His aim was right on.

Golf never interested me much, but this kid is a natural, I tell you!

Uncle Caleb then prepared to give nephew Kalib a demonstration of what can be done with a different kind of ball - a softball that had just emerged from the snow.

Uncle Caleb tossed that ball and the three of us watched as it climbed high into the sky. I kept waiting for gravity to take hold and draw that ball back to the earth, but it just kept rising, higher and higher, until it was just the tiniest dot. Then it disappeared altogether. It looked as though it had gone into orbit.

Soon, it was time for Margie to go back to Anchorage with them - but after they put the mattress in the Tahoe, there was no room for her.

So I drove Margie to town. Kalib rode with us.

Jacob, Lavina and Jobe reached home well ahead of us. When we finally got there, Jacob came out to get Kalib, unbuckled him and removed him from his car seat. He began to carry him back to the house but then stopped, looked up into the sky and stammered, "what the...????"

It was the softball that Caleb had launched! Maybe three hours before! Finally coming back to earth! In Anchorage! I wonder how many orbits that softball made? Why didn't it burn up on reentry?

I tried to take a picture, but the swoosh of wind from that softball as it plunged downward to bury itself deep in the frozen earth beneath the snow ripped my pocket camera right out of my hands. Fortunately, it suffered no major damage.

This is the bed they fixed up for Margie to stay in, four nights a week for the next four months. Lavina made certain that it included a stuffed Muzz, just for Margie.

I left Margie among family a bit after 9:00 PM to begin my drive alone back to Wasilla. According to the metadata, I took this photo at exactly 9:40:50 PM and it looks exactly as I feel, for inside me wages that ever present battle of light against darkness, of black clouds and night moving against the sun - even during this time when the length of the day steadily increases.
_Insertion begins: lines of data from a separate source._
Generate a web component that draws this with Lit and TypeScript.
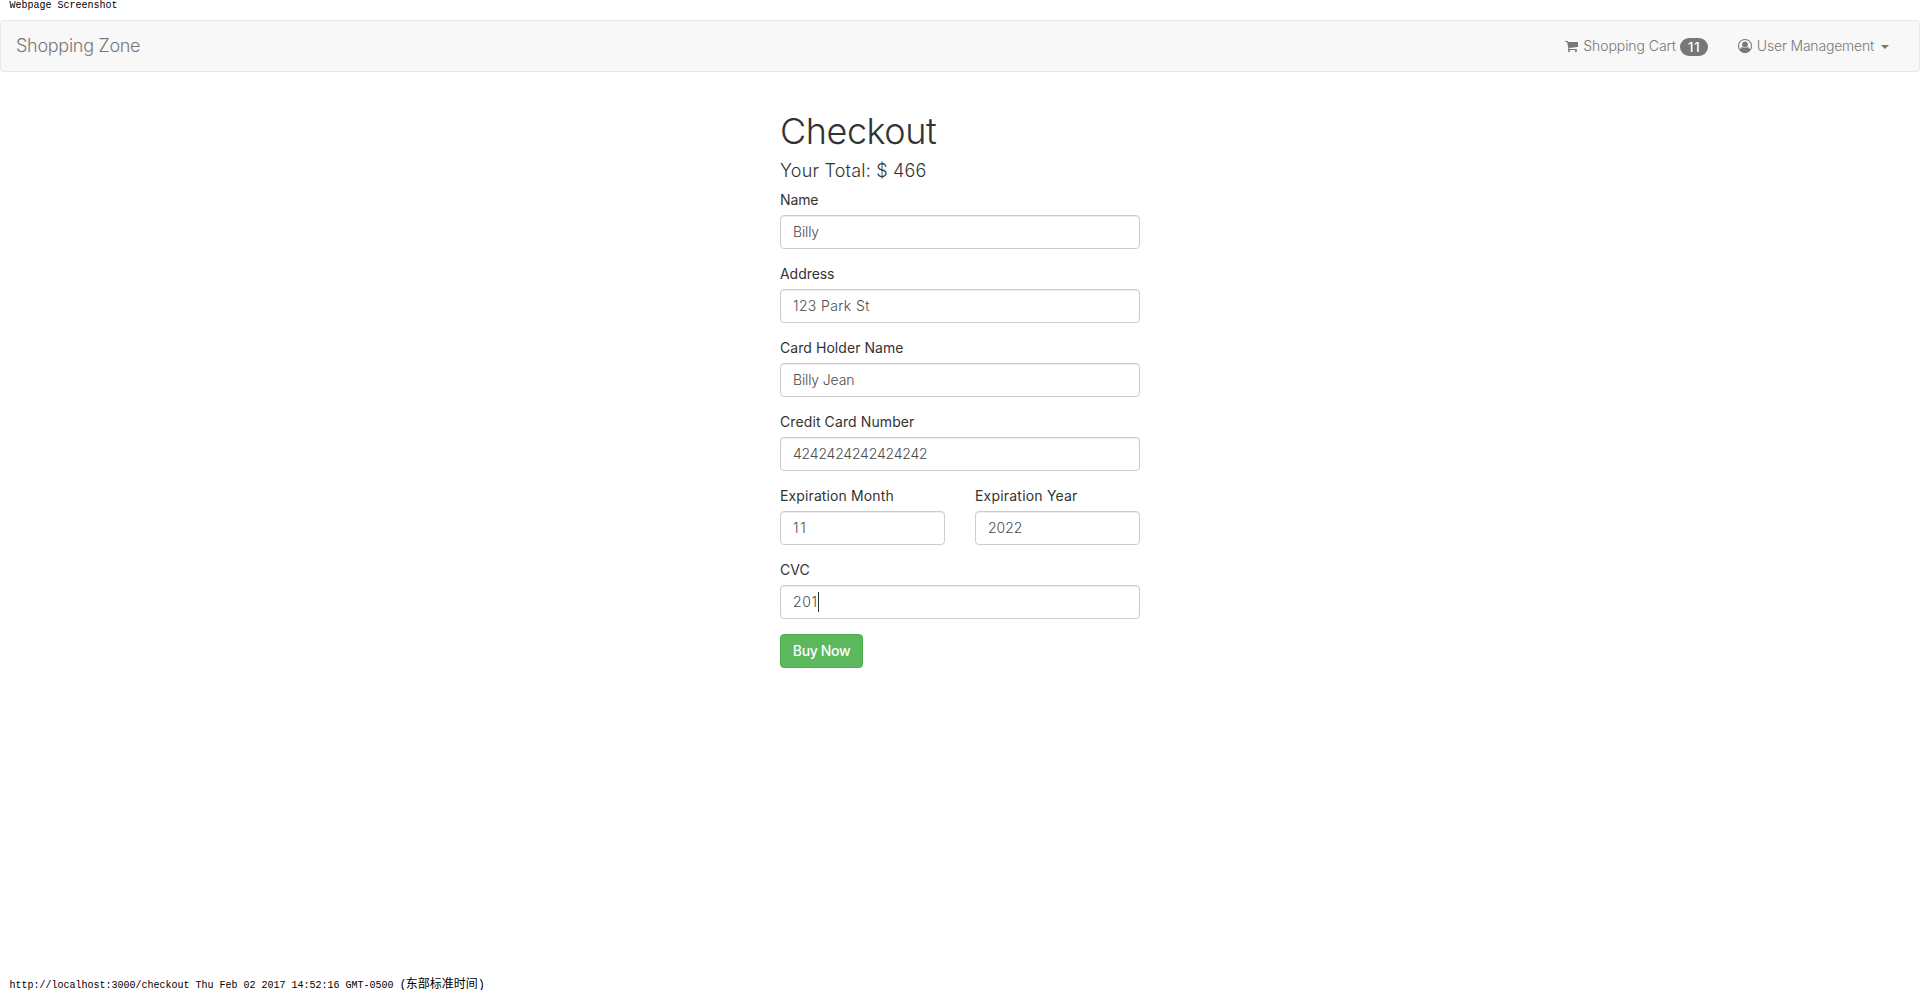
import { LitElement, html, css, svg } from "lit";
import { customElement } from "lit/decorators.js";

interface Field {
  label: string;
  value: string;
  labelTrack: number;
  valueTrack: number;
  half?: boolean;
  focused?: boolean;
}

const FIELDS: Field[] = [
  { label: "Name", value: "Billy", labelTrack: -0.1, valueTrack: -0.15 },
  { label: "Address", value: "123 Park St", labelTrack: -0.05, valueTrack: 0.38 },
  { label: "Card Holder Name", value: "Billy Jean", labelTrack: 0.06, valueTrack: -0.15 },
  { label: "Credit Card Number", value: "4242424242424242", labelTrack: 0.1, valueTrack: -0.2 },
  { label: "Expiration Month", value: "11", labelTrack: 0.12, valueTrack: 1.7, half: true },
  { label: "Expiration Year", value: "2022", labelTrack: 0.2, valueTrack: 0, half: true },
  { label: "CVC", value: "201", labelTrack: 0, valueTrack: 0.6, focused: true },
];

const CART = svg`<path d="M640 1536q0 52-38 90t-90 38-90-38-38-90 38-90 90-38 90 38 38 90zm896 0q0 52-38 90t-90 38-90-38-38-90 38-90 90-38 90 38 38 90zm128-1088v512q0 24-16.500 42.500t-40.500 21.500l-1044 122q13 60 13 70 0 16-24 64h920q26 0 45 19t19 45-19 45-45 19h-1024q-26 0-45-19t-19-45q0-11 8-31.500t16-36 21.500-40 15.500-29.500l-177-823h-204q-26 0-45-19t-19-45 19-45 45-19h256q16 0 28.500 6.500t19.500 15.500 13 24.500 8 26 5.500 29.500 4.500 26h1201q26 0 45 19t19 45z"/>`;
const USER = svg`<path d="M896 0q182 0 348 71t286 191 191 286 71 348q0 181-70.500 347t-190.500 286-286 191.500-349 71.500-349-71-285.500-191.500-190.500-286-71-347.500 71-348 191-286 286-191 348-71zm619 1351q149-205 149-455 0-156-61-298t-164-245-245-164-298-61-298 61-245 164-164 245-61 298q0 250 149 455 66-327 306-327 131 128 313 128t313-128q240 0 306 327zm-235-647q0-159-112.500-271.500t-271.500-112.500-271.500 112.500-112.500 271.500 112.500 271.500 271.500 112.500 271.500-112.500 112.500-271.500z"/>`;

@customElement("app-root")
export class AppRoot extends LitElement {
  static styles = css`
    :host {
      display: flex;
      flex-direction: column;
      box-sizing: border-box;
      height: 990px;
      background: #fff;
      color: #333;
      font: 300 14px/20px Inter, "Liberation Sans", sans-serif;
      overflow: hidden;
    }
    * { box-sizing: border-box; }
    .print {
      flex: none;
      height: 20px;
      padding-left: 9.5px;
      color: #000;
      font: 400 10px/12px "Liberation Mono", "Noto Sans CJK SC", monospace;
      white-space: pre;
    }
    .print.head { line-height: 11px; }
    .print.foot { margin-top: auto; height: 13px; }
    .zh { font: 400 12px/12px "Noto Sans CJK SC", sans-serif; }
    .paren { font: 400 12px/12px "Liberation Mono", monospace; letter-spacing: -1px; }
    .navbar {
      flex: none;
      display: flex;
      align-items: center;
      justify-content: space-between;
      height: 52px;
      padding: 0 30px 0 15px;
      border: 1px solid #e7e7e7;
      border-radius: 4px;
      background: #f8f8f8;
      color: #777;
    }
    .brand { font-size: 18px; letter-spacing: -0.28px; }
    .links { display: flex; align-items: center; gap: 30px; }
    .link { display: flex; align-items: center; }
    .icon { flex: none; width: 14px; height: 14px; fill: currentColor; }
    .cart { letter-spacing: -0.06px; margin-left: 4px; }
    .user { letter-spacing: -0.2px; margin-left: 5px; }
    .badge {
      width: 28px;
      height: 18px;
      margin-top: 1px;
      margin-left: 4px;
      border-radius: 10px;
      background: #777;
      color: #fff;
      font-weight: 500;
      font-size: 13px;
      line-height: 18px;
      letter-spacing: 1px;
      text-align: center;
      padding-left: 1px;
    }
    .caret {
      margin-left: 7px;
      margin-top: 2px;
      border-top: 4px solid;
      border-left: 4px solid transparent;
      border-right: 4px solid transparent;
    }
    .checkout { width: 360px; margin: 40px auto 0; }
    h1 {
      margin: 0 0 9px;
      font-weight: 300;
      font-size: 36px;
      line-height: 39.6px;
      letter-spacing: -0.45px;
    }
    h4 {
      margin: 0 0 9.6px;
      font-weight: 300;
      font-size: 18px;
      line-height: 19.8px;
      letter-spacing: 0.2px;
    }
    .form {
      display: grid;
      grid-template-columns: 165px 165px;
      column-gap: 30px;
      row-gap: 15px;
    }
    .field { grid-column: span 2; }
    .field.half { grid-column: span 1; }
    .label { display: block; margin-bottom: 5px; font-weight: 400; }
    .control {
      display: flex;
      align-items: center;
      height: 34px;
      padding: 0 12px;
      border: 1px solid #ccc;
      border-radius: 4px;
      background: #fff;
      color: #4c4c4c;
      box-shadow: inset 0 1px 1px rgba(0, 0, 0, 0.075);
    }
    .cursor { width: 1px; height: 20px; background: #333; }
    .buy {
      display: block;
      height: 34px;
      width: 83px;
      margin-top: 15px;
      padding: 0;
      border: 1px solid #4cae4c;
      border-radius: 4px;
      background: #5cb85c;
      color: #fff;
      font: 500 14px/20px Inter, "Liberation Sans", sans-serif;
      letter-spacing: -0.35px;
    }
  `;

  private field(f: Field) {
    return html`<div class="field ${f.half ? "half" : ""}">
      <span class="label" style="letter-spacing:${f.labelTrack}px">${f.label}</span>
      <div class="control" role="textbox" aria-label=${f.label}>
        <span style="letter-spacing:${f.valueTrack}px">${f.value}</span>${f.focused ? html`<i class="cursor"></i>` : null}
      </div>
    </div>`;
  }

  render() {
    return html`
      <div class="print head">Webpage Screenshot</div>
      <nav class="navbar">
        <span class="brand">Shopping Zone</span>
        <div class="links">
          <div class="link">
            <svg class="icon" viewBox="0 0 1792 1792">${CART}</svg>
            <span class="cart">Shopping Cart</span><span class="badge">11</span>
          </div>
          <div class="link">
            <svg class="icon" viewBox="0 0 1792 1792">${USER}</svg>
            <span class="user">User Management</span><i class="caret"></i>
          </div>
        </div>
      </nav>
      <main class="checkout">
        <h1>Checkout</h1>
        <h4>Your Total: $ 466</h4>
        <div class="form">${FIELDS.map((f) => this.field(f))}</div>
        <button class="buy">Buy Now</button>
      </main>
      <div class="print foot">http://localhost:3000/checkout Thu Feb 02 2017 14:52:16 GMT-0500 <span class="paren">(</span><span class="zh">东部标准时间</span><span class="paren">)</span></div>
    `;
  }
}
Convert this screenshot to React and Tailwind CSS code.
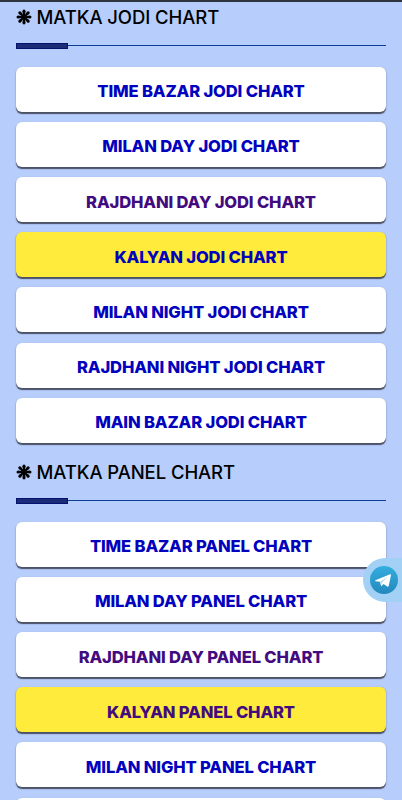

I feel this way for many reasons - some economic, the fact that I am in this house alone with the cats (always good company, by the way) but also because I attended the Wasilla Tax Day Tea Party rally. That rally was largely about getting out the vote to turn around a situation that many participants see as intolerable. They lost out in the last election and now they want to get out the vote and reverse that situation.

That is the way the American system is supposed to work; when it comes to choosing our leadership and the political course of our nation, we leave our guns at home and go to the ballot box. Sometimes we win. Sometimes we lose. When we lose, we gear back up and work toward the next election. And so it goes, back and forth over time. One side rises after the vote, then falls, then rises again, then falls again... and there is impeachment, should enough people and their Senators be persuaded that they had erred in the last election and that the situation has become too urgent to wait for the next election.

Voting. An act of light - one that keeps people from killing each other over political differences.

But there were also clouds darkening at that rally, not-so-subtle insinuations made by people who proclaimed themselves to be patriots, loyal Americans eager to defend the Constitution of the United States even to the point that if they must, they stood ready to nullify by violence the majority of votes, constitutionally cast in 2008 by other loyal Americans, in order to force an outcome more to their liking.

I do not attribute this attitude to all who participated, but the sentiment was there and prominently so.

It is the words of one man that keep coming back to me the strongest. When he was called to the mic, he did not rant, he did not scream, he did not yell. He was articulate and spoke softly, clearly, in words that he chose carefully. He referenced his military service and that of the sons that he had sent to war.

He said many things that I agree with and, in fact, that most Americans, be they Republican, Democrat, or Independent would agree with. I would say 95 percent of his words were along this line. While the comparison would undoubtedly offend the man, in Garrison Keillor's own unique style I have heard him say the same things this man did.

Yet, he spoke with a different end in mind. He made it unequivocally clear that as a Patriot and soldier, he had taken an ever-binding oath to protect the Constitution of the United States against all enemies, both foreign and domestic and stood ready to kill or be killed in order to do so.  He said that domestic enemies now held the highest offices of the United States, that Barack Obama was not a legitimate President and was not his Commander-in-Chief. In other words, he stated his readiness to kill me and how many other loyal, patriotic, Americans from Wasilla, Alaska and elsewhere, in order to nulliy those votes that we Constitutionally cast in November of 2008, because he does not approve of the President we elected and installed as Commander-in-Chief. To be fair, he was still definitely a part of the "get out the vote" in 2010 effort, but he clearly implied what he felt needed to be done beyond the vote, should that effort fail to accomplish his larger goal.

There is no way around it. That is what he said. I can see no other way to interpret his words. And he was applauded. 

Perhaps I make too much of it and it is nothing to be concerned about - just words spoken by a calm, angry, man exercising his First Amendment rights; words that will be blown away and forgotten in the winds of history.

Yet, he spoke as a movement leader to a small town audience of maybe 400 people, with more recycling in and out, their overall numbers growing. Others continually drove by, too busy to stop, but not to honk their horns in support. Over 1000 hot dogs were sold.

A lack of time has prevented me from posting the pictures that I took at the Tea Party rally and time is passing by and the timeliness of the event is fading. An argument wages inside me, should I still take the time to post those pictures and do my write up or should I just move on and let this do it?

I want to make that post, and I don't want to make that post.

I want to just move on, forget about it and just live a peaceful life and let others do the same, whatever their political leanings. We can work it out at the ballot box - but I'm not sure I can just forget about it. Perhaps we now all plunge forward in a direction from which no u-turn can be made.

Perhaps not. I don't know. It's too easy to get carried away by hyperbole.